* START *

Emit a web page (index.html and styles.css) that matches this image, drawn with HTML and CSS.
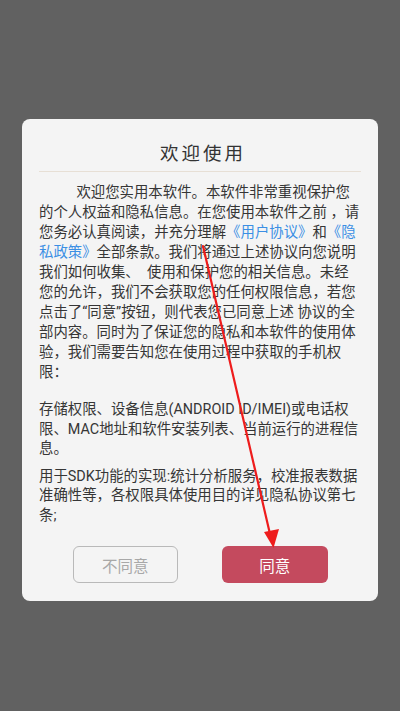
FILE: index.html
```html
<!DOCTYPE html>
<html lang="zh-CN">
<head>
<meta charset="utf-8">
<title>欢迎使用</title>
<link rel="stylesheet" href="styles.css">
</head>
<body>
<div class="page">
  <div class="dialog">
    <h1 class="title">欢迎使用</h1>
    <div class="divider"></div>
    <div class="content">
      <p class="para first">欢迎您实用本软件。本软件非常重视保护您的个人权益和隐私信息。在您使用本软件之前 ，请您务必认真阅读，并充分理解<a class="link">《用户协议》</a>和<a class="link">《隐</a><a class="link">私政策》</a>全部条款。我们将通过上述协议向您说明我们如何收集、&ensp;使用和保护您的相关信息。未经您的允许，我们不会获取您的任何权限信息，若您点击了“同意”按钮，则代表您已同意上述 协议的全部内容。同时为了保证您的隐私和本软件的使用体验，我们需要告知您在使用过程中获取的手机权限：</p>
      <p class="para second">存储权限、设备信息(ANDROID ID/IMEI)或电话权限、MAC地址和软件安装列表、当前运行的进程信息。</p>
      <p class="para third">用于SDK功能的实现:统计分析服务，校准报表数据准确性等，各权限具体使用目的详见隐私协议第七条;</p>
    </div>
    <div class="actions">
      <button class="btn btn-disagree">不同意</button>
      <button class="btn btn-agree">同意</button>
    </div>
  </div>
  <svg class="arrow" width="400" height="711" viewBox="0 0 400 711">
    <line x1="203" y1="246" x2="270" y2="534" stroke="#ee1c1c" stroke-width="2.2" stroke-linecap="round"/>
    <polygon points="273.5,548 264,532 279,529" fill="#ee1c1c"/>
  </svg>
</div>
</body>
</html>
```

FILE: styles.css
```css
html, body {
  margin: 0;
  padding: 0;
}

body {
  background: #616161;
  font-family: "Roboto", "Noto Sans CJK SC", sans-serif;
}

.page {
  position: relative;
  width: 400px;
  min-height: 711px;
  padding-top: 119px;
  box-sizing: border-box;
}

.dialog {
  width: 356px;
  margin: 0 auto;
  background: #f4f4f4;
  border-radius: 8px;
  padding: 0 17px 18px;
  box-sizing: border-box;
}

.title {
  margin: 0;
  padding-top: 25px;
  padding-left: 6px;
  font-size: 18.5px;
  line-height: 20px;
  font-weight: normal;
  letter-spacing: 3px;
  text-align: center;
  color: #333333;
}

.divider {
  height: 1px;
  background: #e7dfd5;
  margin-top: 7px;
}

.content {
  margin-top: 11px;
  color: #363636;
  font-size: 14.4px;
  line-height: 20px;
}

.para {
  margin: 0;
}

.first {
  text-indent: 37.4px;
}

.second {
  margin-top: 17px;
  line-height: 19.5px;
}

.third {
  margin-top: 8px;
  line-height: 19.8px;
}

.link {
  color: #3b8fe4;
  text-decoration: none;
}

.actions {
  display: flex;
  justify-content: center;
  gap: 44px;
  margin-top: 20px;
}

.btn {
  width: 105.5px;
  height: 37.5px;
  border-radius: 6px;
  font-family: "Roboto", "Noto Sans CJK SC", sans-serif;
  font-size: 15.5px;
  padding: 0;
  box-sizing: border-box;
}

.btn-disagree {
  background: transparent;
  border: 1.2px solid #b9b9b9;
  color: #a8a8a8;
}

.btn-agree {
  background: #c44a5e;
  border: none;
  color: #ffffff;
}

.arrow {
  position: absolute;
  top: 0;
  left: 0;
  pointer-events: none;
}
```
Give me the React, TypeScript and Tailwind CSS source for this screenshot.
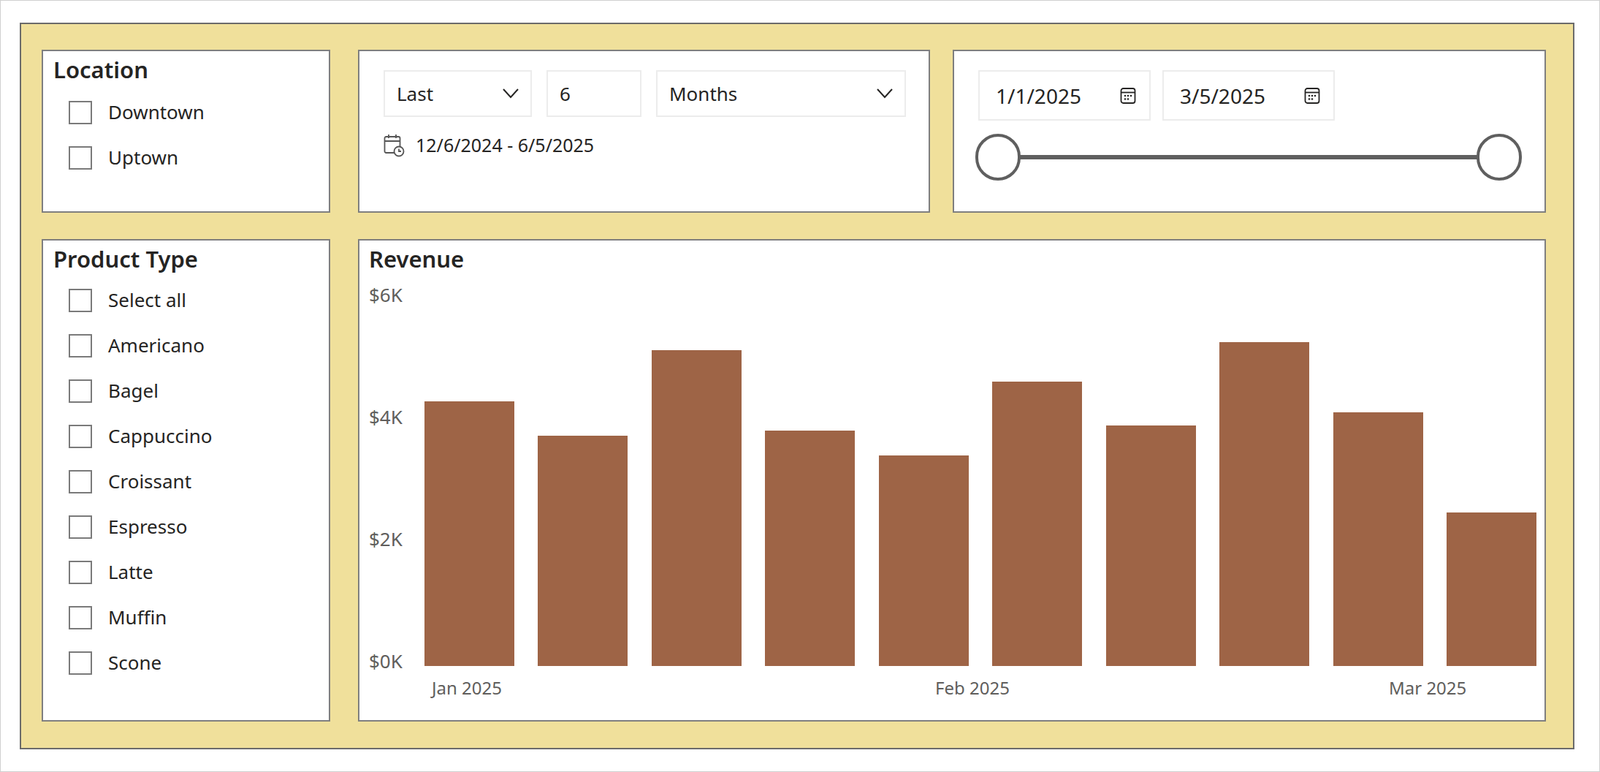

* END *

Skip the pictures and transcribe the rest of the records exactly.

Emit a web page (index.html and styles.css) that matches this image, drawn with HTML and CSS.
FILE: index.html
```html
<!DOCTYPE html>
<html lang="zh-CN">
<head>
<meta charset="utf-8">
<title>欢迎使用</title>
<link rel="stylesheet" href="styles.css">
</head>
<body>
<div class="page">
  <div class="dialog">
    <h1 class="title">欢迎使用</h1>
    <div class="divider"></div>
    <div class="content">
      <p class="para first">欢迎您实用本软件。本软件非常重视保护您的个人权益和隐私信息。在您使用本软件之前 ，请您务必认真阅读，并充分理解<a class="link">《用户协议》</a>和<a class="link">《隐</a><a class="link">私政策》</a>全部条款。我们将通过上述协议向您说明我们如何收集、&ensp;使用和保护您的相关信息。未经您的允许，我们不会获取您的任何权限信息，若您点击了“同意”按钮，则代表您已同意上述 协议的全部内容。同时为了保证您的隐私和本软件的使用体验，我们需要告知您在使用过程中获取的手机权限：</p>
      <p class="para second">存储权限、设备信息(ANDROID ID/IMEI)或电话权限、MAC地址和软件安装列表、当前运行的进程信息。</p>
      <p class="para third">用于SDK功能的实现:统计分析服务，校准报表数据准确性等，各权限具体使用目的详见隐私协议第七条;</p>
    </div>
    <div class="actions">
      <button class="btn btn-disagree">不同意</button>
      <button class="btn btn-agree">同意</button>
    </div>
  </div>
  <svg class="arrow" width="400" height="711" viewBox="0 0 400 711">
    <line x1="203" y1="246" x2="270" y2="534" stroke="#ee1c1c" stroke-width="2.2" stroke-linecap="round"/>
    <polygon points="273.5,548 264,532 279,529" fill="#ee1c1c"/>
  </svg>
</div>
</body>
</html>
```

FILE: styles.css
```css
html, body {
  margin: 0;
  padding: 0;
}

body {
  background: #616161;
  font-family: "Roboto", "Noto Sans CJK SC", sans-serif;
}

.page {
  position: relative;
  width: 400px;
  min-height: 711px;
  padding-top: 119px;
  box-sizing: border-box;
}

.dialog {
  width: 356px;
  margin: 0 auto;
  background: #f4f4f4;
  border-radius: 8px;
  padding: 0 17px 18px;
  box-sizing: border-box;
}

.title {
  margin: 0;
  padding-top: 25px;
  padding-left: 6px;
  font-size: 18.5px;
  line-height: 20px;
  font-weight: normal;
  letter-spacing: 3px;
  text-align: center;
  color: #333333;
}

.divider {
  height: 1px;
  background: #e7dfd5;
  margin-top: 7px;
}

.content {
  margin-top: 11px;
  color: #363636;
  font-size: 14.4px;
  line-height: 20px;
}

.para {
  margin: 0;
}

.first {
  text-indent: 37.4px;
}

.second {
  margin-top: 17px;
  line-height: 19.5px;
}

.third {
  margin-top: 8px;
  line-height: 19.8px;
}

.link {
  color: #3b8fe4;
  text-decoration: none;
}

.actions {
  display: flex;
  justify-content: center;
  gap: 44px;
  margin-top: 20px;
}

.btn {
  width: 105.5px;
  height: 37.5px;
  border-radius: 6px;
  font-family: "Roboto", "Noto Sans CJK SC", sans-serif;
  font-size: 15.5px;
  padding: 0;
  box-sizing: border-box;
}

.btn-disagree {
  background: transparent;
  border: 1.2px solid #b9b9b9;
  color: #a8a8a8;
}

.btn-agree {
  background: #c44a5e;
  border: none;
  color: #ffffff;
}

.arrow {
  position: absolute;
  top: 0;
  left: 0;
  pointer-events: none;
}
```
Give me the React, TypeScript and Tailwind CSS source for this screenshot.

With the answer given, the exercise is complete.